GPU-Enabled Container Instances for Faster Performance

6 min readAug 26, 2019

By Xian Wei

Alibaba Cloud Container Service for Kubernetes (ACK), specifically Alibaba Cloud’s ACK Serverless service, has now added official support for GPU-enabled container instances. These instances, based on existing Alibaba Cloud Elastic Container Instances (ECI), allow for running AI-computing tasks on the cloud in a serverless mode more quickly. They also minimize the O&M burden of AI platform while also significantly improving overall computing efficiency.

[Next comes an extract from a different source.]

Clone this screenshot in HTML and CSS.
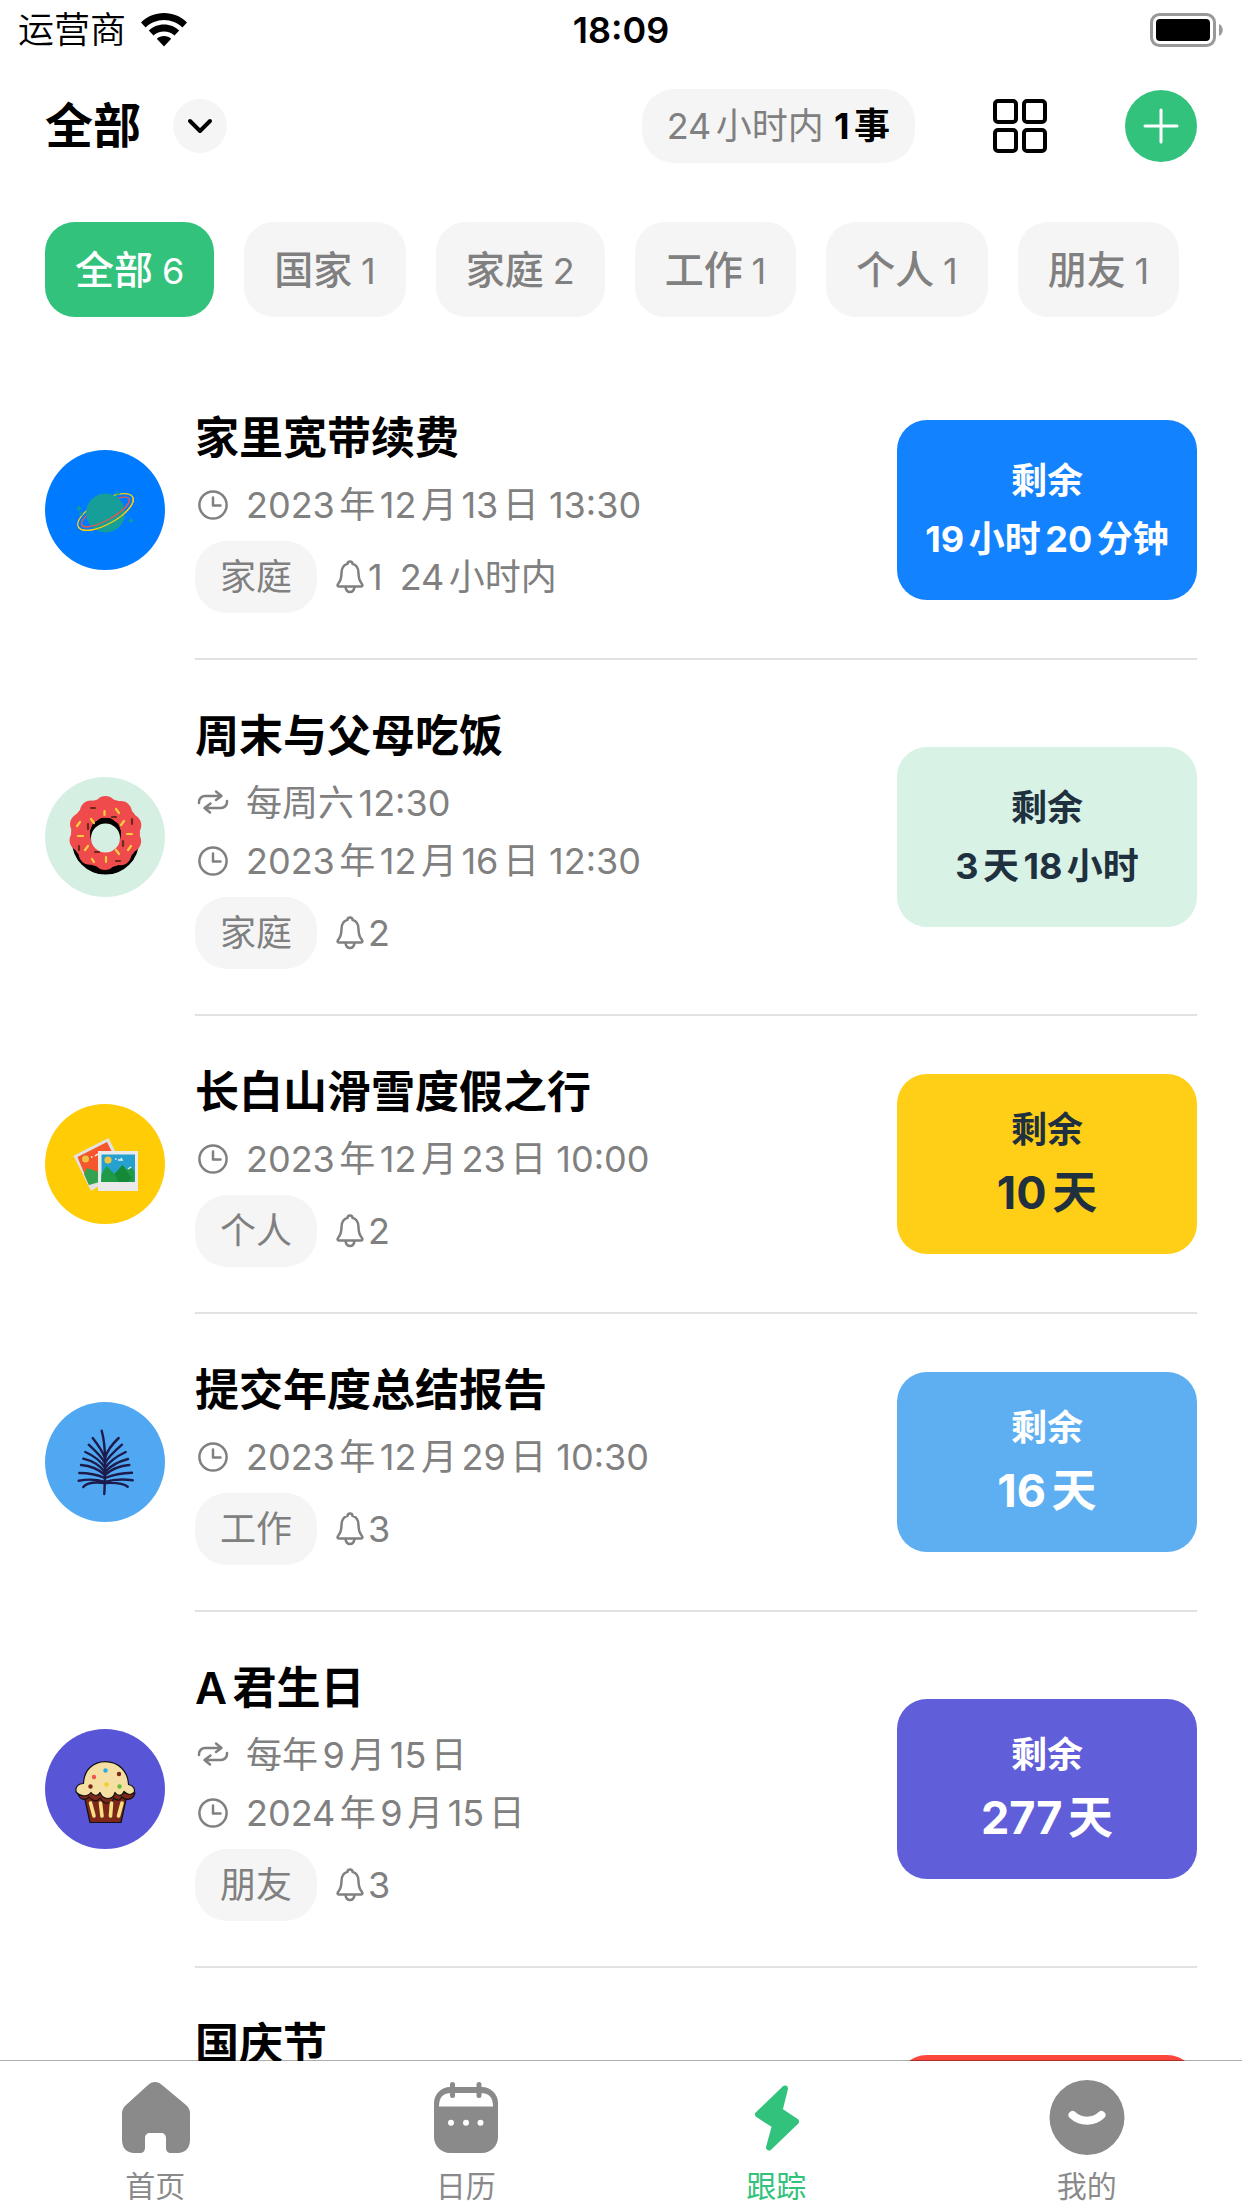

It is now very much an industry consensus that AI-computing is synonymous with the computing power of GPUs. However, building a GPU-enabled cluster environment from scratch can be a difficult task. It involved the purchasing GPUs, preparing the relevant machines, installing drivers, as well as installing the relevant container environment.

The serverless delivery mode of GPU-enabled resources fully demonstrates the core advantages of going Serverless. It provides users with standardized and immediate resource supply capabilities so that you do not need to purchase machines or log on to the node to install the GPU Driver. This can in turn greatly reduce the deployment complexity of the AI platform, allowing you to focus on the development and maintenance of AI models and applications rather than the infrastructure involved.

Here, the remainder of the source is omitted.